What is happening is that AI has been around for a really long time, and now there’s a branding bubble, so to speak, where it’s the subject of a lot of press and general conversations around the dinner table. But I don’t think from a stock perspective we’ve reached a full scale bubble.

So what would you say to a Main Street investor who wants to invest in AI?

At the beginning of the year we identified semiconductors as an area of the market that was trading below its perceived fair value because of such poor returns in 2020. The entire industry was trading below its historical price to earnings ratio but now it’s trading above it.

What I would say to those investors is that if you’re looking to get into the AI industry, it’s really easy to get the theme call right but the stock call wrong. You buy a semiconductor stock, because you think it’s gonna be a home run, but maybe the firm has an accounting issue. So rather than buying single stock equities to play a theme, we have discussions with investors about using concentrated industry exposures that allow you to diversify that single stock risk. On average, stocks underperform by more than the sector average.

Everything you wanted to know about a bull market but were afraid to ask

The US entered a bull market last Thursday, finally. It took 165 trading days for the S&P 500 index to rise 20% above its recent low — the technical qualifier for a bull market. That makes this the second longest period between bull markets in nearly 75 years, according to Adam Turnquist, chief technical strategist for LPL Financial.

This bull market could be with us for some time. While the duration of previous bull markets have varied significantly, they’re typically long-lasting. Since 1929, the average S&P 500 bull market has lasted for 39.4 months — or a bit over three years — and produced an average gain of 130.1%, said Turnquist.

The short-term returns once markets have crossed that 20% threshold have also been strong. The S&P 500 has posted average and median gains of 18% and 19% in the 12 months after the index entered a bull market, he found.

A bear in bull’s clothes: A 20% lift from recent lows is generally accepted as the definition of the start of a bull market. However, there is no exact definition — and the current market situation is a bit more nuanced than the typical bull market-bear market binary.

If there’s a pullback or consolidation in tech stocks, markets could quickly plunge lower.

On the surface, Big Tech seems to be “solving” the market’s problems, but cyclical and smaller companies are suffering below.

This narrow market leadership by AI-adjacent tech stocks “is not a sign of a quality rally or bull market” and could lead to a market correction of some kind, warned James Demmert, chief investment officer at Main Street Research.

Still, participation in the latest rally has recently picked up and about 58% of all S&P 500 stocks are trading above their 200-day moving average, noted Turnquist. “This is a move in the right direction, especially with notable improvements in financial and energy sector breadth,” he said.

Central banks take center stage this week

It’s all about central banks this week.

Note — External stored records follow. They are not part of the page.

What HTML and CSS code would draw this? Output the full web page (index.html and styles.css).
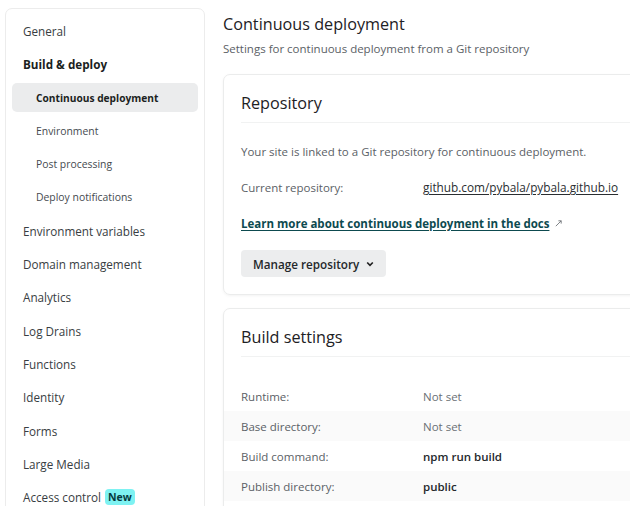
FILE: index.html
```html
<!DOCTYPE html>
<html lang="en">
<head>
<meta charset="utf-8">
<title>Continuous deployment</title>
<link rel="stylesheet" href="styles.css">
</head>
<body>
<div class="page">
  <nav class="sidebar">
    <ul class="nav-list">
      <li class="nav-item">General</li>
      <li class="nav-item nav-group">Build &amp; deploy</li>
      <li class="nav-item nav-sub nav-active">Continuous deployment</li>
      <li class="nav-item nav-sub">Environment</li>
      <li class="nav-item nav-sub">Post processing</li>
      <li class="nav-item nav-sub">Deploy notifications</li>
      <li class="nav-item">Environment variables</li>
      <li class="nav-item">Domain management</li>
      <li class="nav-item">Analytics</li>
      <li class="nav-item">Log Drains</li>
      <li class="nav-item">Functions</li>
      <li class="nav-item">Identity</li>
      <li class="nav-item">Forms</li>
      <li class="nav-item">Large Media</li>
      <li class="nav-item">Access control <span class="badge">New</span></li>
    </ul>
  </nav>
  <main class="main">
    <header class="page-header">
      <h1 class="page-title">Continuous deployment</h1>
      <p class="page-sub">Settings for continuous deployment from a Git repository</p>
    </header>
    <section class="card">
      <h2 class="card-title">Repository</h2>
      <div class="card-body">
        <p class="muted line">Your site is linked to a Git repository for continuous deployment.</p>
        <div class="kv line">
          <span class="kv-label">Current repository:</span>
          <a class="kv-link">github.com/pybala/pybala.github.io</a>
        </div>
        <div class="line">
          <a class="doc-link">Learn more about continuous deployment in the docs</a>
          <svg class="ext-icon" width="7" height="7" viewBox="0 0 7 7"><path d="M0.8 6.2 L6.2 0.8 M3.4 0.8 H6.2 V3.6" fill="none" stroke="#707579" stroke-width="0.9"/></svg>
        </div>
        <button class="btn">Manage repository
          <svg class="chev" width="8" height="6" viewBox="0 0 8 6"><path d="M1.2 1.5 L4 4.3 L6.8 1.5" fill="none" stroke="#222" stroke-width="1.7"/></svg>
        </button>
      </div>
    </section>
    <section class="card card-build">
      <h2 class="card-title">Build settings</h2>
      <div class="rows">
        <div class="row"><span class="kv-label">Runtime:</span><span class="val-muted">Not set</span></div>
        <div class="row row-alt"><span class="kv-label">Base directory:</span><span class="val-muted">Not set</span></div>
        <div class="row"><span class="kv-label">Build command:</span><span class="val">npm run build</span></div>
        <div class="row row-alt"><span class="kv-label">Publish directory:</span><span class="val">public</span></div>
      </div>
    </section>
  </main>
</div>
</body>
</html>
```

FILE: styles.css
```css
* { box-sizing: border-box; }
html, body { margin: 0; padding: 0; background: #ffffff; overflow: hidden; }
body {
  font-family: "Open Sans", "Noto Sans", sans-serif;
  color: #1f2326;
  width: 630px;
  height: 506px;
}
.page {
  display: flex;
  gap: 18px;
  padding: 8px 0 0 5px;
  width: 720px;
}
.sidebar {
  flex: 0 0 200px;
  border: 1px solid #ececec;
  border-radius: 7px;
  padding: 7.5px 6px 20px 6px;
  height: 560px;
}
.nav-list {
  list-style: none;
  margin: 0;
  padding: 0;
  display: flex;
  flex-direction: column;
  gap: 4.3px;
}
.nav-item {
  height: 29px;
  display: flex;
  align-items: center;
  padding-left: 11px;
  font-size: 11.7px;
  color: #383d42;
  border-radius: 5px;
  white-space: nowrap;
}
.nav-group { font-weight: 700; color: #1b1f22; }
.nav-sub { padding-left: 24px; font-size: 10.4px; color: #454a4f; }
.nav-active { background: #ebeced; font-weight: 700; color: #1b1f22; font-size: 10.2px; }
.badge {
  margin-left: 4px;
  background: #7ef2f2;
  color: #063a3f;
  font-weight: 700;
  font-size: 10.5px;
  padding: 0 3px;
  border-radius: 4px;
  line-height: 16px;
}
.main {
  flex: 0 0 470px;
  display: flex;
  flex-direction: column;
}
.page-header { padding-top: 5px; margin-bottom: 16px; }
.page-title {
  margin: 0;
  font-size: 16.2px;
  font-weight: 400;
  color: #1d2124;
  line-height: 22px;
}
.page-sub {
  margin: 5px 0 0 0;
  font-size: 11.5px;
  color: #5b6166;
  line-height: 18px;
}
.card {
  border: 1px solid #ebecec;
  border-radius: 7px;
  box-shadow: 0 1px 3px rgba(0,0,0,0.05);
  padding: 16px 0 17px 17px;
  margin-bottom: 13px;
}
.card-title {
  margin: 0;
  font-size: 16.2px;
  font-weight: 400;
  color: #1d2124;
  line-height: 24px;
  padding-bottom: 7px;
  border-bottom: 1px solid #f1f2f2;
}
.card-body {
  display: flex;
  flex-direction: column;
  align-items: flex-start;
  padding-top: 10px;
}
.line {
  margin: 0;
  height: 36px;
  display: flex;
  align-items: center;
  font-size: 11.5px;
}
.muted { color: #5b6166; }
.kv-label { width: 182px; flex: 0 0 182px; color: #5b6166; font-size: 11.5px; }
.kv-link { color: #2a2e31; font-size: 11.8px; text-decoration: underline; text-underline-offset: 2px; }
.doc-link {
  color: #0d4a4f;
  font-weight: 700;
  text-decoration: underline;
  text-underline-offset: 2px;
}
.ext-icon { margin-left: 6px; }
.btn {
  margin-top: 9px;
  font-family: inherit;
  font-size: 11.7px;
  font-weight: 600;
  color: #24282b;
  background: #ecedee;
  border: none;
  border-radius: 4px;
  height: 27px;
  padding: 0 12px;
  display: flex;
  align-items: center;
  gap: 7px;
}
.rows { padding-top: 24px; margin-left: -17px; }
.row {
  height: 30px;
  display: flex;
  align-items: center;
  padding-left: 17px;
  font-size: 11.5px;
}
.row-alt { background: #fafafa; }
.val-muted { color: #6a7075; }
.val { color: #24282b; font-weight: 600; }
```
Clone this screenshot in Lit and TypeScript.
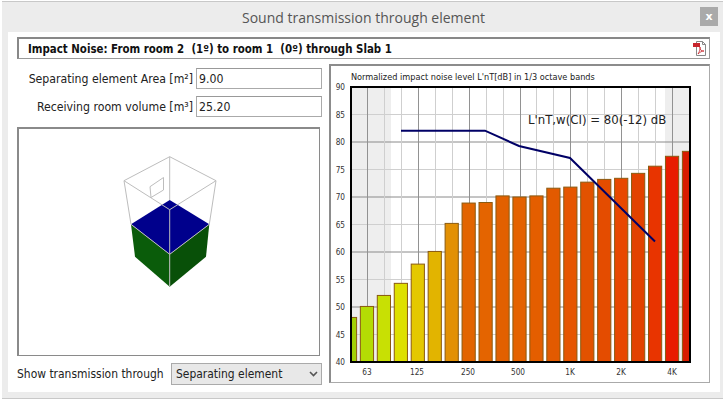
import { LitElement, html, css, svg } from "lit";
import { customElement } from "lit/decorators.js";

const VALUES = [48.1,50.1,52.1,54.3,57.8,60.1,65.2,68.9,69.0,70.2,70.0,70.2,71.6,71.8,72.7,73.2,73.4,74.3,75.6,77.4,78.3];
const COLORS = ["#a2d006","#b4dc04","#c8e004","#dee000","#e4c800","#e2b400","#e29004","#e26400","#e46400","#e26000","#e46200","#e45e00","#e25a00","#e65600","#e25200","#e44c00","#e84800","#e24200","#e83400","#e81c00","#d81c00"];
const X0 = 350, STEP = 16.95, YB = 362, PX = 5.5;
const PL = 351, PR = 690, PT = 87;
const y = (v: number) => YB - (v - 40) * PX;
const x = (i: number) => X0 + i * STEP;
const OX = 329, OY = 64;

@customElement("app-root")
export class AppRoot extends LitElement {
  static styles = css`
    :host { display: block; width: 726px; height: 401px; background: #fff; overflow: hidden; font-family: "DejaVu Sans", sans-serif; }
    .dialog { height: 398px; margin: 1px 3px 0 2px; background: #ececec; border-top: 1px solid #c8c8c8; border-bottom: 1px solid #c8c8c8; box-sizing: border-box; display: flex; flex-direction: column; padding: 0 3px 6px 6px; }
    .titlebar { height: 30px; flex: none; position: relative; display: flex; align-items: center; justify-content: center; font: 14px "Open Sans", sans-serif; color: #555; padding-right: 1px; }
    .close { position: absolute; right: 2px; top: 5px; width: 18px; height: 19px; background: #aaa; color: #fff; font: bold 11px "DejaVu Sans", sans-serif; display: flex; align-items: center; justify-content: center; }
    .body { flex: 1; background: #fff; padding: 5px 2px 0 9px; display: flex; flex-direction: column; gap: 5px; min-height: 0; }
    .head { height: 22px; box-sizing: border-box; border: 1px solid #999; border-top: 2px solid #888; border-left: 2px solid #888; width: 693px; display: flex; align-items: center; justify-content: space-between; padding: 0 3px 0 9px; font: bold 11.4px "DejaVu Sans Condensed", "DejaVu Sans", sans-serif; color: #111; }
    .head span { white-space: pre; }
    .main { display: grid; grid-template-columns: 305px 381px; column-gap: 7px; }
    .left { display: flex; flex-direction: column; padding-top: 4px; }
    .row { display: flex; justify-content: flex-end; align-items: center; gap: 3px; height: 21px; margin-bottom: 7px; font: 12.2px "DejaVu Sans Condensed", "DejaVu Sans", sans-serif; color: #222; }
    .input { width: 126px; height: 21px; box-sizing: border-box; border: 1px solid #aaa; border-top-color: #999; padding: 0 2px; display: flex; align-items: center; background: #fff; }
    .view { width: 303px; height: 229px; box-sizing: border-box; border: 2px solid #8a8a8a; border-right-width: 1px; border-bottom-width: 1px; margin-top: 3px; }
    .view svg { display: block; }
    .show { display: flex; align-items: center; justify-content: space-between; height: 22px; margin-top: 7px; font: 11.95px "DejaVu Sans Condensed", "DejaVu Sans", sans-serif; color: #222; }
    .select { width: 151px; height: 22px; box-sizing: border-box; border: 1px solid #aaa; background: #e8e8e8; display: flex; align-items: center; justify-content: space-between; padding: 0 3px 0 4px; }
    .chart { width: 381px; height: 319px; box-sizing: border-box; border: 2px solid #8c8c8c; border-right: 1px solid #aaa; border-bottom: 1px solid #aaa; position: relative; }
    .chart svg { display: block; position: absolute; left: -2px; top: -2px; }
    .t { font: 8.2px "DejaVu Sans Condensed", "DejaVu Sans", sans-serif; fill: #333; }
    .cap { font: 9.1px "DejaVu Sans Condensed", "DejaVu Sans", sans-serif; fill: #222; }
    .note { font: 13.05px "DejaVu Sans Condensed", "DejaVu Sans", sans-serif; fill: #222; }
  `;

  chart() {
    const gx = (n: number) => n - OX, gy = (n: number) => n - OY;
    const verts = VALUES.map((_, i) => i).slice(1);
    return html`<svg width="381" height="319" viewBox="0 0 381 319">
      <rect x=${gx(PL)} y=${gy(PT)} width="40" height="275" fill="#eeeeee"/>
      <rect x=${gx(665)} y=${gy(PT)} width="25" height="275" fill="#eeeeee"/>
      ${[45,50,55,60,65,70,75,80,85].map(v => svg`<line x1=${gx(PL)} x2=${gx(PR)} y1=${gy(y(v))} y2=${gy(y(v))} stroke=${v % 10 === 0 ? "#8a8a8a" : "#cfcfcf"}/>`)}
      ${verts.map(i => svg`<line x1=${gx(Math.round(x(i)) + .5)} x2=${gx(Math.round(x(i)) + .5)} y1=${gy(PT)} y2=${gy(YB)} stroke=${i % 3 === 1 ? "#929292" : "#cfcfcf"}/>`)}
      ${VALUES.map((v, i) => {
        const l = Math.max(x(i) - 6.6, PL), r = Math.min(x(i) + 6.6, PR);
        return svg`<rect x=${gx(l)} y=${gy(y(v))} width=${r - l} height=${YB - y(v)} fill=${COLORS[i]} stroke="#8a5a10" stroke-width="1"/>`;
      })}
      <polyline points="${gx(401)},${gy(130.7)} ${gx(485)},${gy(130.7)} ${gx(519)},${gy(146)} ${gx(570)},${gy(158)} ${gx(655)},${gy(241.5)}" fill="none" stroke="#000066" stroke-width="2"/>
      <rect x=${gx(PL)} y=${gy(PT)} width=${PR - PL} height="275" fill="none" stroke="#000" stroke-width="2"/>
      ${[40,45,50,55,60,65,70,75,80,85,90].map(v => svg`<text class="t" x=${gx(345)} y=${gy(y(v) + 3)} text-anchor="end">${v}</text>`)}
      ${[["63",367],["125",417],["250",468],["500",518],["1K",570],["2K",621],["4K",672]].map(([s, p]) => svg`<text class="t" x=${gx(p as number)} y=${gy(375)} text-anchor="middle">${s}</text>`)}
      <text class="cap" x=${gx(351)} y=${gy(80)}>Normalized impact noise level L'nT[dB] in 1/3 octave bands</text>
      <text class="note" x=${gx(528)} y=${gy(124)}>L'nT,w(CI) = 80(-12) dB</text>
    </svg>`;
  }

  view() {
    const o = (p: string) => p.split(" ").map(c => { const [a, b] = c.split(","); return `${+a - 17},${+b - 127}`; }).join(" ");
    return html`<svg width="301" height="228" viewBox="2 2 301 228">
      <polygon points=${o("131,224.3 169.7,254.3 169.7,286.7 135,256.7")} fill="#0a5c0a"/>
      <polygon points=${o("209.3,224.3 169.7,254.3 169.7,286.7 206,256.7")} fill="#085008"/>
      <polygon points=${o("169.7,200 209.3,224.3 169.7,254.3 131,224.3")} fill="#00008c"/>
      <g fill="none" stroke="#bdbdbd" stroke-width="1">
        <polygon points=${o("169.7,156.7 216,180.7 169.7,209.7 124,180.7")}/>
        <polyline points=${o("169.7,156.7 169.7,200")}/>
        <polyline points=${o("124,180.7 131,224.3")}/>
        <polyline points=${o("216,180.7 209.3,224.3")}/>
        <polyline points=${o("169.7,209.7 169.7,286")}/>
        <polyline points=${o("131,224.3 169.7,254.3 209.3,224.3")}/>
        <polygon points=${o("150,186.7 163.5,177.5 163.5,190 151,197.5")}/>
      </g>
    </svg>`;
  }

  render() {
    return html`<div class="dialog">
      <div class="titlebar">Sound transmission through element<div class="close">x</div></div>
      <div class="body">
        <div class="head"><span>Impact Noise: From room 2  (1º) to room 1  (0º) through Slab 1</span>
          <svg width="13" height="15" viewBox="0 0 13 15"><path d="M3.5 .5h6l3 3v11h-9z" fill="#fff" stroke="#888"/><path d="M9.5 .5v3h3" fill="none" stroke="#888"/><rect x="0" y="2" width="7" height="4" fill="#c8242c"/><path d="M5 13c2-3 2-5 2-7 0 3 1 4 4 4-2 0-4 1-6 3z" fill="none" stroke="#c8242c" stroke-width=".8"/></svg>
        </div>
        <div class="main">
          <div class="left">
            <div class="row"><span>Separating element Area [m²]</span><div class="input">9.00</div></div>
            <div class="row"><span>Receiving room volume [m³]</span><div class="input">25.20</div></div>
            <div class="view">${this.view()}</div>
            <div class="show"><span>Show transmission through</span><div class="select"><span>Separating element</span><svg width="9" height="6" viewBox="0 0 9 6"><path d="M1 1l3.5 3.5L8 1" fill="none" stroke="#555" stroke-width="1.6"/></svg></div></div>
          </div>
          <div class="chart">${this.chart()}</div>
        </div>
      </div>
    </div>`;
  }
}
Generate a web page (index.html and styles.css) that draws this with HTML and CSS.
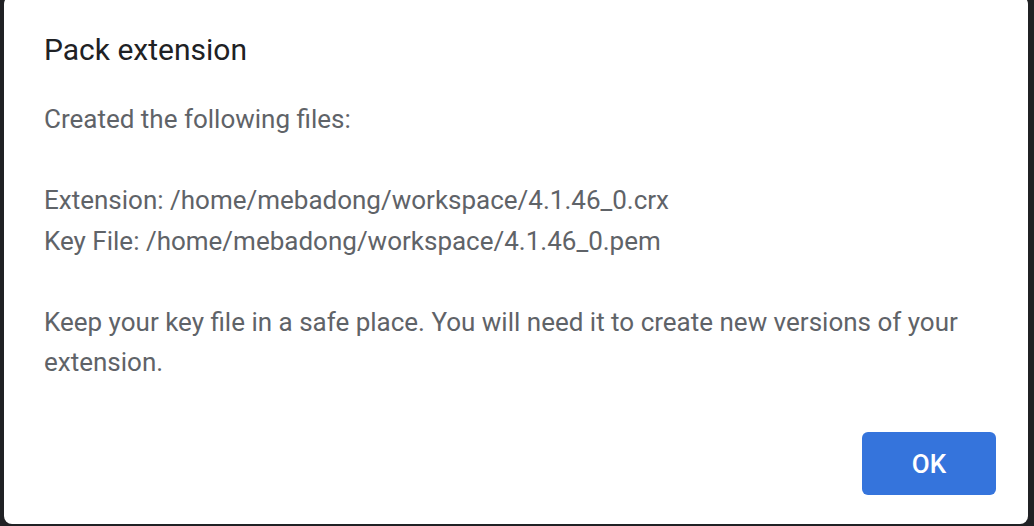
FILE: index.html
```html
<!DOCTYPE html>
<html lang="en">

<head>
    <meta charset="UTF-8">
    <meta name="viewport" content="width=device-width, initial-scale=1.0">
    <title>Pack extension</title>
    <link rel="stylesheet" href="styles.css">
</head>

<body>

    <!-- Pack extension result dialog -->
    <div class="dialog">
        <div class="dialog-title">Pack extension</div>

        <div class="dialog-body">
            <p>Created the following files:</p>
            <p>Extension: /home/mebadong/workspace/4.1.46_0.crx<br>Key File: /home/mebadong/workspace/4.1.46_0.pem</p>
            <p>Keep your key file in a safe place. You will need it to create new versions of your extension.</p>
        </div>

        <div class="dialog-footer">
            <button class="ok-button">OK</button>
        </div>
    </div>

</body>

</html>
```

FILE: styles.css
```css
body {
    font-family: Roboto, "Liberation Sans", sans-serif;
    margin: 0;
    background-color: #202124;
    height: 526px;
    overflow: hidden;
}

.dialog {
    width: 1024px;
    height: 528px;
    margin: -4px 0 0 4px;
    background-color: #ffffff;
    border-radius: 8px;
    box-sizing: border-box;
    padding: 0 32px 29px 40px;
    display: flex;
    flex-direction: column;
}

.dialog-title {
    font-size: 30px;
    color: #202124;
    padding-top: 37px;
    line-height: 34px;
}

.dialog-body {
    flex: 1;
    font-size: 26px;
    color: #5f6368;
    line-height: 40.5px;
    padding-top: 32px;
}

.dialog-body p {
    margin: 0 0 40.5px 0;
}

.dialog-footer {
    display: flex;
    justify-content: flex-end;
}

.ok-button {
    width: 134px;
    height: 63px;
    background-color: #3574dc;
    color: #ffffff;
    border: none;
    border-radius: 6px;
    font-family: Roboto, "Liberation Sans", sans-serif;
    font-size: 26px;
    font-weight: 500;
}
```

Policy officials are expected to meet in the US, eurozone, Japan, Taiwan and Hong Kong.

Investors are particularly focused on economic projections and the latest on interest rates as recession rattles Europe, and the Chinese and US economies soften.

Here’s what’s coming:

▸ The Federal Reserve is widely expected on Wednesday to pause its rate hiking regimen, at least for the time being. But as is often the case on Wall Street, investors have already moved their focus to what comes next.

There is an increasing consensus among traders that June’s pause will be short lived and that the Fed will resume rate hikes again in July. Forward projections and Fed Chair Jerome Powell’s views will be key, wrote economists at S&P Global Market Intelligence in a recent note. Investors, they said, will also be watching for the Fed’s take on sticky service sector inflation and the resilient job market.

▸ Investors forecast that the European Central Bank will hike interest rates by another quarter of a percentage point on Thursday. But the eurozone has entered into recession and prices are beginning to cool — there’s now a growing uncertainty about whether the ECB will continue hiking past this meeting.

While the average prices charged by manufacturers fell for the first time in three years this May, service price inflation remained elevated, which policymakers have noted as a “worrying trend,” said S&P analysts.

▸ Central bank meetings in Japan, Taiwan and Hong Kong will also be held this week with no surprises expected, they added.